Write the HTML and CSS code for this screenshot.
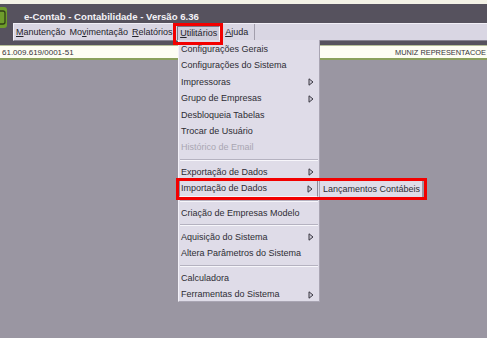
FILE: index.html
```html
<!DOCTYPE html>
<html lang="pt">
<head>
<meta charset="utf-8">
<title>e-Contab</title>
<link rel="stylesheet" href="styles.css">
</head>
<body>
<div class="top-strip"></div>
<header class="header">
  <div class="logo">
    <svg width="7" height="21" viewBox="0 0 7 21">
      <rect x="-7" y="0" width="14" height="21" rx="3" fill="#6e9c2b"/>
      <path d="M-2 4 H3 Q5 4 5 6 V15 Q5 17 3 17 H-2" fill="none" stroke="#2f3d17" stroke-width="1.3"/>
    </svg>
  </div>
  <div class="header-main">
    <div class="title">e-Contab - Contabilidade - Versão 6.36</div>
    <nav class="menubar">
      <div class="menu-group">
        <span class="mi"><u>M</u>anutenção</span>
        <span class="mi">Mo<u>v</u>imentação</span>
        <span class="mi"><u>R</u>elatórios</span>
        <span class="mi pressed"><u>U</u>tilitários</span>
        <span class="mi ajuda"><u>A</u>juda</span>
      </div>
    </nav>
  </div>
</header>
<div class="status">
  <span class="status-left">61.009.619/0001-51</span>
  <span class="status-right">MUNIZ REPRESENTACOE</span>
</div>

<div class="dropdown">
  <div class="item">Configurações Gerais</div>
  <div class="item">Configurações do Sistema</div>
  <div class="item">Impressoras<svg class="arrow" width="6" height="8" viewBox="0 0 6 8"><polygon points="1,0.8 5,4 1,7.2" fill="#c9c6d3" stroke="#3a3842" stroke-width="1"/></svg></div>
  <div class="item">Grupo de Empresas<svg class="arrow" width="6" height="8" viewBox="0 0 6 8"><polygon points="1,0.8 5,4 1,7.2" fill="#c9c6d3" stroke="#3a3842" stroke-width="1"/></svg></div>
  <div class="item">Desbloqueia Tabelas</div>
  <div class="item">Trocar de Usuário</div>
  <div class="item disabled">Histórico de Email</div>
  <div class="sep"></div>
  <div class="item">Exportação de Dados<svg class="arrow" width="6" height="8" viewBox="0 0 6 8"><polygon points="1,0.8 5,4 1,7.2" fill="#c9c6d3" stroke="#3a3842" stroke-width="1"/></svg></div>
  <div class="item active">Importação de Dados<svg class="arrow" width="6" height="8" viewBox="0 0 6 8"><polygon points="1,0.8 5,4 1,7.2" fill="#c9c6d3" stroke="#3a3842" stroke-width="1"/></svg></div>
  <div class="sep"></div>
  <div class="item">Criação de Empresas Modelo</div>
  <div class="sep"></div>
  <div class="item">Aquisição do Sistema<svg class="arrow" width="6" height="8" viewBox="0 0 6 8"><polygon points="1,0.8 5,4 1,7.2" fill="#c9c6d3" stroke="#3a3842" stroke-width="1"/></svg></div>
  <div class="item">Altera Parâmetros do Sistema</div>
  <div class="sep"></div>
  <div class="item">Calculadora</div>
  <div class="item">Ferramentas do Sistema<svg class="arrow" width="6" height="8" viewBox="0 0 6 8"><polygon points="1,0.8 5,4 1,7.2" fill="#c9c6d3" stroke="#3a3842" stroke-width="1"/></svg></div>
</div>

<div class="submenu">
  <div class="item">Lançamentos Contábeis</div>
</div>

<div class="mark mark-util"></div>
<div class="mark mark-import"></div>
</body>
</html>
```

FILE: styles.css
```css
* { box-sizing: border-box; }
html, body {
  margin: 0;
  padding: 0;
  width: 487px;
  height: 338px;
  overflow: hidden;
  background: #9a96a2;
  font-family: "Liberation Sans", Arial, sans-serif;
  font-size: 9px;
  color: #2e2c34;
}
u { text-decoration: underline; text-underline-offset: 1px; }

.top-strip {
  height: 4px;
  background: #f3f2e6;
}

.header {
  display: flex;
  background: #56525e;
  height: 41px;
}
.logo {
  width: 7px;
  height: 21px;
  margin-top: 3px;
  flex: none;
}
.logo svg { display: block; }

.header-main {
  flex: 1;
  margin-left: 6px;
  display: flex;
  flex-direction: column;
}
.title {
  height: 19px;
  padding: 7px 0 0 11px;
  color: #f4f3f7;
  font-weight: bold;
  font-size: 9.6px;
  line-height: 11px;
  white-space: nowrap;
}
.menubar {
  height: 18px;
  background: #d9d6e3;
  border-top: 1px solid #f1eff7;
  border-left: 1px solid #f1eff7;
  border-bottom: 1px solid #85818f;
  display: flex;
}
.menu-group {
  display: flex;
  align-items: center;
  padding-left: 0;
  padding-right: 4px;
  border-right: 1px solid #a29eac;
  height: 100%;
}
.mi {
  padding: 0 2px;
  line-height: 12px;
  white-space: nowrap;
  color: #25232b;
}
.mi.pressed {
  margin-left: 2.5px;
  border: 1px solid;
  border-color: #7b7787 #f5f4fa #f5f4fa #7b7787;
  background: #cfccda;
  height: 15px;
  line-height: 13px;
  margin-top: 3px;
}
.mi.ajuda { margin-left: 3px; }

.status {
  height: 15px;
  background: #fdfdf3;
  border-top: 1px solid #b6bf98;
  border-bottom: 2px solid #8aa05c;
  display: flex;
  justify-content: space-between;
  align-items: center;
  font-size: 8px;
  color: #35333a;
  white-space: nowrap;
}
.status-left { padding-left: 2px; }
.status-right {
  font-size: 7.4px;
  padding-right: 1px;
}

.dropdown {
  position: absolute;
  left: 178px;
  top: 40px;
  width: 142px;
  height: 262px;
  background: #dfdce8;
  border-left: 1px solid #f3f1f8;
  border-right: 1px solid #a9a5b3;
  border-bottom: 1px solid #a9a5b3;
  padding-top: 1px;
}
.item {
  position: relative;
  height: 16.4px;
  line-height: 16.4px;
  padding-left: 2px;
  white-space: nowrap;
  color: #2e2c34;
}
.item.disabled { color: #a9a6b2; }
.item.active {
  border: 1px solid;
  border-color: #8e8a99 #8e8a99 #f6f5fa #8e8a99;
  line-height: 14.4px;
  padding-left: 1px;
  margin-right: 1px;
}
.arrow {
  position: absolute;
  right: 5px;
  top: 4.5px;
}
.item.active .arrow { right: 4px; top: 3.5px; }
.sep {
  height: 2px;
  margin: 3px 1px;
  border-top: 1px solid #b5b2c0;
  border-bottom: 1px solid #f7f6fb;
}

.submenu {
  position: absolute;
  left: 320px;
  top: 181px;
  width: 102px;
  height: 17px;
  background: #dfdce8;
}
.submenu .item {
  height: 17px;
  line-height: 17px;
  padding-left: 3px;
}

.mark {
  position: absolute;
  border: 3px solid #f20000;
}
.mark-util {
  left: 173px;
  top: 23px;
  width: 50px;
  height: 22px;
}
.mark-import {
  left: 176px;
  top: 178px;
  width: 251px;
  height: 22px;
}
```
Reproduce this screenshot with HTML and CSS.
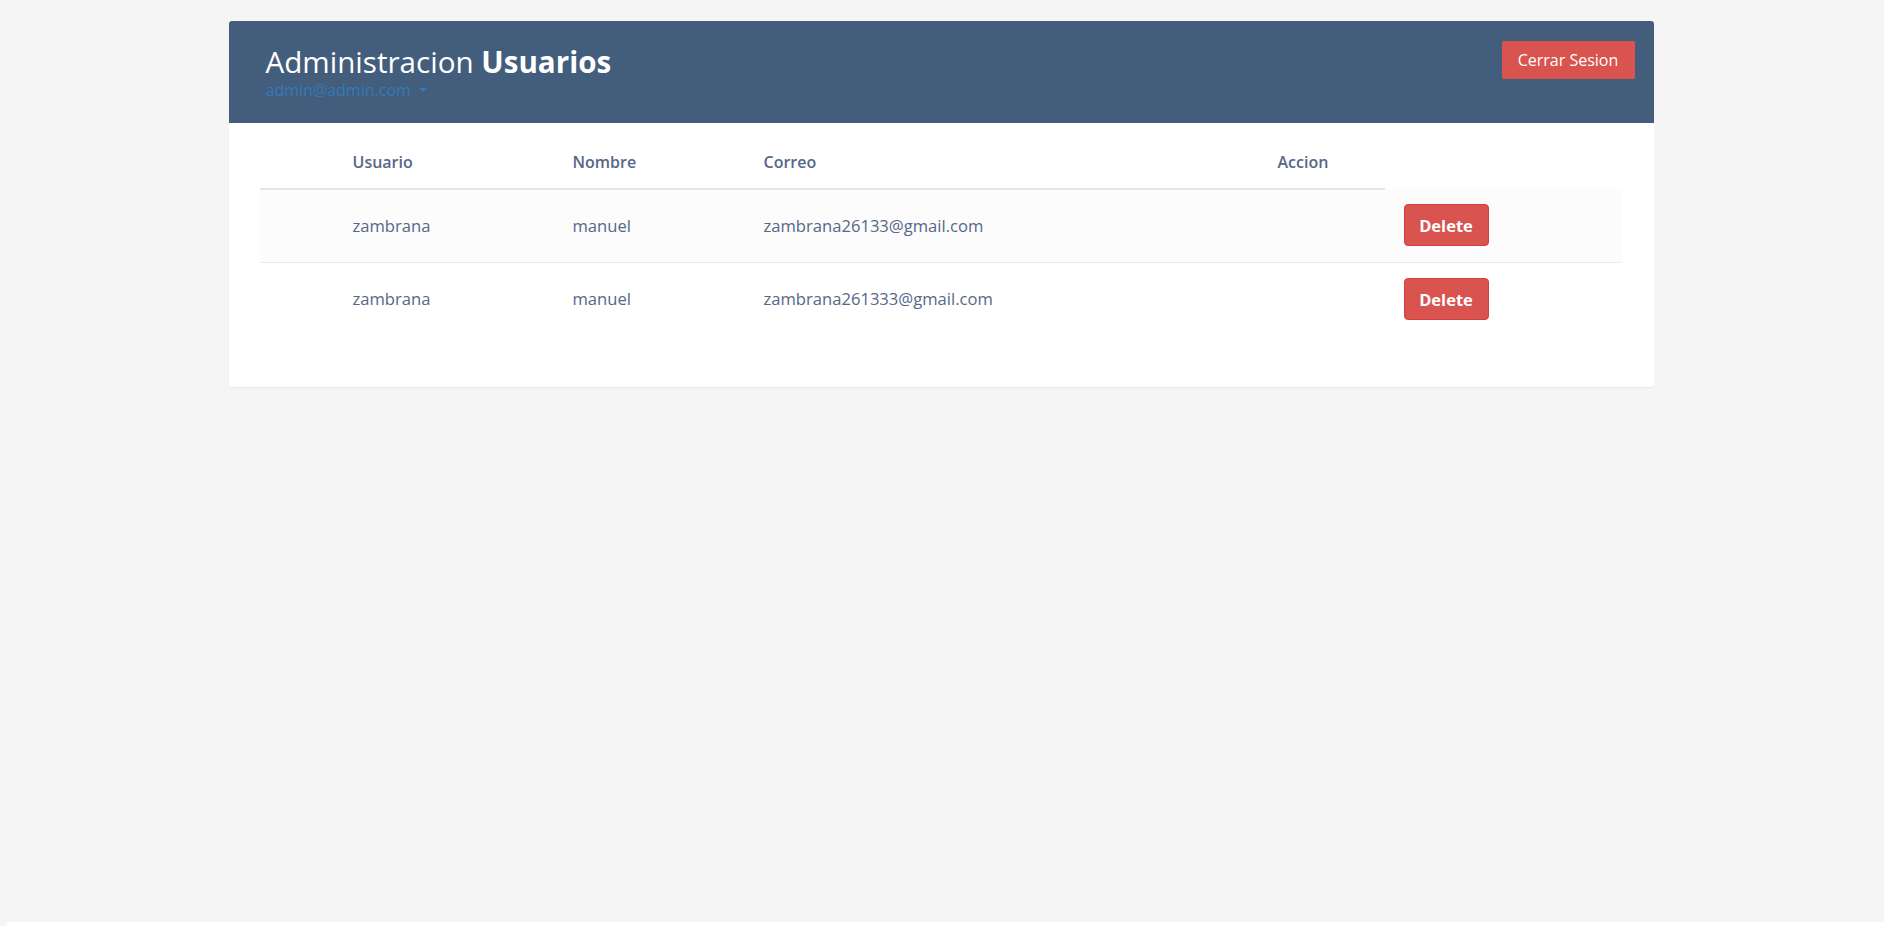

*Objective*.
Give back every line exactly as it stands, pictures excluded.

*Finished task*.
Write the HTML and CSS code for this screenshot.
FILE: index.html
```html
<!DOCTYPE html>
<html lang="pt">
<head>
<meta charset="utf-8">
<title>e-Contab</title>
<link rel="stylesheet" href="styles.css">
</head>
<body>
<div class="top-strip"></div>
<header class="header">
  <div class="logo">
    <svg width="7" height="21" viewBox="0 0 7 21">
      <rect x="-7" y="0" width="14" height="21" rx="3" fill="#6e9c2b"/>
      <path d="M-2 4 H3 Q5 4 5 6 V15 Q5 17 3 17 H-2" fill="none" stroke="#2f3d17" stroke-width="1.3"/>
    </svg>
  </div>
  <div class="header-main">
    <div class="title">e-Contab - Contabilidade - Versão 6.36</div>
    <nav class="menubar">
      <div class="menu-group">
        <span class="mi"><u>M</u>anutenção</span>
        <span class="mi">Mo<u>v</u>imentação</span>
        <span class="mi"><u>R</u>elatórios</span>
        <span class="mi pressed"><u>U</u>tilitários</span>
        <span class="mi ajuda"><u>A</u>juda</span>
      </div>
    </nav>
  </div>
</header>
<div class="status">
  <span class="status-left">61.009.619/0001-51</span>
  <span class="status-right">MUNIZ REPRESENTACOE</span>
</div>

<div class="dropdown">
  <div class="item">Configurações Gerais</div>
  <div class="item">Configurações do Sistema</div>
  <div class="item">Impressoras<svg class="arrow" width="6" height="8" viewBox="0 0 6 8"><polygon points="1,0.8 5,4 1,7.2" fill="#c9c6d3" stroke="#3a3842" stroke-width="1"/></svg></div>
  <div class="item">Grupo de Empresas<svg class="arrow" width="6" height="8" viewBox="0 0 6 8"><polygon points="1,0.8 5,4 1,7.2" fill="#c9c6d3" stroke="#3a3842" stroke-width="1"/></svg></div>
  <div class="item">Desbloqueia Tabelas</div>
  <div class="item">Trocar de Usuário</div>
  <div class="item disabled">Histórico de Email</div>
  <div class="sep"></div>
  <div class="item">Exportação de Dados<svg class="arrow" width="6" height="8" viewBox="0 0 6 8"><polygon points="1,0.8 5,4 1,7.2" fill="#c9c6d3" stroke="#3a3842" stroke-width="1"/></svg></div>
  <div class="item active">Importação de Dados<svg class="arrow" width="6" height="8" viewBox="0 0 6 8"><polygon points="1,0.8 5,4 1,7.2" fill="#c9c6d3" stroke="#3a3842" stroke-width="1"/></svg></div>
  <div class="sep"></div>
  <div class="item">Criação de Empresas Modelo</div>
  <div class="sep"></div>
  <div class="item">Aquisição do Sistema<svg class="arrow" width="6" height="8" viewBox="0 0 6 8"><polygon points="1,0.8 5,4 1,7.2" fill="#c9c6d3" stroke="#3a3842" stroke-width="1"/></svg></div>
  <div class="item">Altera Parâmetros do Sistema</div>
  <div class="sep"></div>
  <div class="item">Calculadora</div>
  <div class="item">Ferramentas do Sistema<svg class="arrow" width="6" height="8" viewBox="0 0 6 8"><polygon points="1,0.8 5,4 1,7.2" fill="#c9c6d3" stroke="#3a3842" stroke-width="1"/></svg></div>
</div>

<div class="submenu">
  <div class="item">Lançamentos Contábeis</div>
</div>

<div class="mark mark-util"></div>
<div class="mark mark-import"></div>
</body>
</html>
```

FILE: styles.css
```css
* { box-sizing: border-box; }
html, body {
  margin: 0;
  padding: 0;
  width: 487px;
  height: 338px;
  overflow: hidden;
  background: #9a96a2;
  font-family: "Liberation Sans", Arial, sans-serif;
  font-size: 9px;
  color: #2e2c34;
}
u { text-decoration: underline; text-underline-offset: 1px; }

.top-strip {
  height: 4px;
  background: #f3f2e6;
}

.header {
  display: flex;
  background: #56525e;
  height: 41px;
}
.logo {
  width: 7px;
  height: 21px;
  margin-top: 3px;
  flex: none;
}
.logo svg { display: block; }

.header-main {
  flex: 1;
  margin-left: 6px;
  display: flex;
  flex-direction: column;
}
.title {
  height: 19px;
  padding: 7px 0 0 11px;
  color: #f4f3f7;
  font-weight: bold;
  font-size: 9.6px;
  line-height: 11px;
  white-space: nowrap;
}
.menubar {
  height: 18px;
  background: #d9d6e3;
  border-top: 1px solid #f1eff7;
  border-left: 1px solid #f1eff7;
  border-bottom: 1px solid #85818f;
  display: flex;
}
.menu-group {
  display: flex;
  align-items: center;
  padding-left: 0;
  padding-right: 4px;
  border-right: 1px solid #a29eac;
  height: 100%;
}
.mi {
  padding: 0 2px;
  line-height: 12px;
  white-space: nowrap;
  color: #25232b;
}
.mi.pressed {
  margin-left: 2.5px;
  border: 1px solid;
  border-color: #7b7787 #f5f4fa #f5f4fa #7b7787;
  background: #cfccda;
  height: 15px;
  line-height: 13px;
  margin-top: 3px;
}
.mi.ajuda { margin-left: 3px; }

.status {
  height: 15px;
  background: #fdfdf3;
  border-top: 1px solid #b6bf98;
  border-bottom: 2px solid #8aa05c;
  display: flex;
  justify-content: space-between;
  align-items: center;
  font-size: 8px;
  color: #35333a;
  white-space: nowrap;
}
.status-left { padding-left: 2px; }
.status-right {
  font-size: 7.4px;
  padding-right: 1px;
}

.dropdown {
  position: absolute;
  left: 178px;
  top: 40px;
  width: 142px;
  height: 262px;
  background: #dfdce8;
  border-left: 1px solid #f3f1f8;
  border-right: 1px solid #a9a5b3;
  border-bottom: 1px solid #a9a5b3;
  padding-top: 1px;
}
.item {
  position: relative;
  height: 16.4px;
  line-height: 16.4px;
  padding-left: 2px;
  white-space: nowrap;
  color: #2e2c34;
}
.item.disabled { color: #a9a6b2; }
.item.active {
  border: 1px solid;
  border-color: #8e8a99 #8e8a99 #f6f5fa #8e8a99;
  line-height: 14.4px;
  padding-left: 1px;
  margin-right: 1px;
}
.arrow {
  position: absolute;
  right: 5px;
  top: 4.5px;
}
.item.active .arrow { right: 4px; top: 3.5px; }
.sep {
  height: 2px;
  margin: 3px 1px;
  border-top: 1px solid #b5b2c0;
  border-bottom: 1px solid #f7f6fb;
}

.submenu {
  position: absolute;
  left: 320px;
  top: 181px;
  width: 102px;
  height: 17px;
  background: #dfdce8;
}
.submenu .item {
  height: 17px;
  line-height: 17px;
  padding-left: 3px;
}

.mark {
  position: absolute;
  border: 3px solid #f20000;
}
.mark-util {
  left: 173px;
  top: 23px;
  width: 50px;
  height: 22px;
}
.mark-import {
  left: 176px;
  top: 178px;
  width: 251px;
  height: 22px;
}
```
Reproduce this screenshot with HTML and CSS.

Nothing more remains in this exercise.